* EXERCISE DATA *
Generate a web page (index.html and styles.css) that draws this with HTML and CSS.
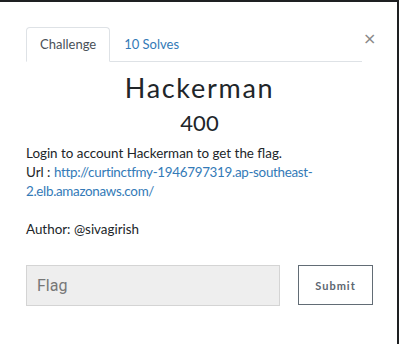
FILE: index.html
```html
<!DOCTYPE html>
<html lang="en">
<head>
  <meta charset="UTF-8">
  <title>Hackerman</title>
  <link rel="stylesheet" href="styles.css">
</head>
<body>
<div class="modal">
  <div class="modal-head">
    <ul class="tabs">
      <li class="tab active">Challenge</li>
      <li class="tab"><a href="#">10 Solves</a></li>
    </ul>
    <button class="close">&times;</button>
  </div>

  <h3 class="chal-name">Hackerman</h3>
  <h4 class="chal-value">400</h4>

  <div class="chal-desc">
    <p>Login to account Hackerman to get the flag.<br>
    Url : <a href="#">http://curtinctfmy-1946797319.ap-southeast-2.elb.amazonaws.com/</a></p>
    <p>Author: @sivagirish</p>
  </div>

  <form class="flag-form">
    <input class="flag-input" type="text" placeholder="Flag">
    <button class="submit" type="button">Submit</button>
  </form>
</div>
</body>
</html>
```

FILE: styles.css
```css
body {
  margin: 0;
  background-color: #1e2022;
  font-family: Lato, "Liberation Sans", sans-serif;
  color: #212529;
}

.modal {
  background-color: #fff;
  margin: 2px 2px 0 0;
  height: 342px;
  padding: 25px 24px 0 26px;
  box-sizing: border-box;
}

.modal-head {
  display: flex;
  align-items: flex-start;
}

.tabs {
  flex: 1;
  display: flex;
  list-style: none;
  margin: 0;
  padding: 0;
  border-bottom: 1px solid #dee2e6;
}

.tab {
  padding: 8px 13px;
  font-size: 13px;
  line-height: 17px;
  border: 1px solid transparent;
  border-radius: 4px 4px 0 0;
  margin-bottom: -1px;
}

.tab.active {
  color: #495057;
  border-color: #dee2e6 #dee2e6 #fff;
}

.tab a {
  color: #337ab7;
  text-decoration: none;
}

.close {
  background: none;
  border: none;
  padding: 0;
  margin: 4px 0 0 1px;
  width: 10px;
  font-size: 16px;
  line-height: 16px;
  color: #888;
  font-family: "DejaVu Sans", sans-serif;
}

.chal-name {
  text-align: center;
  font-weight: 400;
  font-size: 27px;
  letter-spacing: 1.7px;
  line-height: 32px;
  margin: 10px 0 0;
}

.chal-value {
  text-align: center;
  font-weight: 400;
  font-size: 22px;
  line-height: 26px;
  margin: 6px 0 0;
}

.chal-desc {
  font-size: 13.4px;
  line-height: 19px;
  margin-top: 8px;
}

.chal-desc p {
  margin: 0 0 19px;
}

.chal-desc a {
  color: #337ab7;
  text-decoration: none;
  letter-spacing: -0.3px;
}

.flag-form {
  display: flex;
  gap: 18px;
  margin-top: 26px;
}

.flag-input {
  width: 254px;
  height: 41px;
  box-sizing: border-box;
  background-color: #eee;
  border: 1px solid #d4d4d4;
  padding: 0 10px;
  font-family: Roboto, "Liberation Sans", sans-serif;
  font-size: 16px;
}

.flag-input::placeholder {
  color: #777;
}

.submit {
  width: 75px;
  height: 40px;
  background: #fff;
  border: 1px solid #626c75;
  color: #5c6670;
  font-family: Lato, sans-serif;
  font-weight: 700;
  font-size: 11px;
  letter-spacing: 1px;
}
```
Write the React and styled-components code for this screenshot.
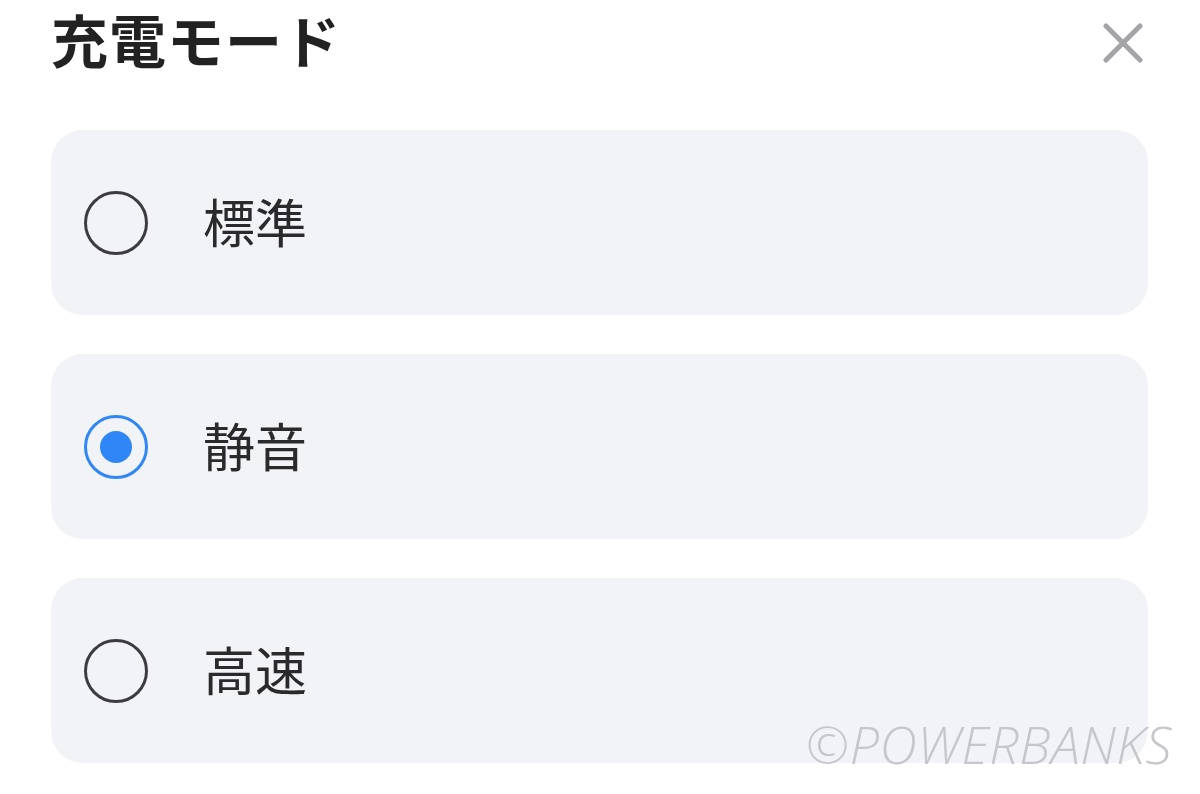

* TASK REQUIREMENTS *
Some lines of the records may hold the word "this". How many do? Answer with a number and nothing else.

* THE OUTPUT *
2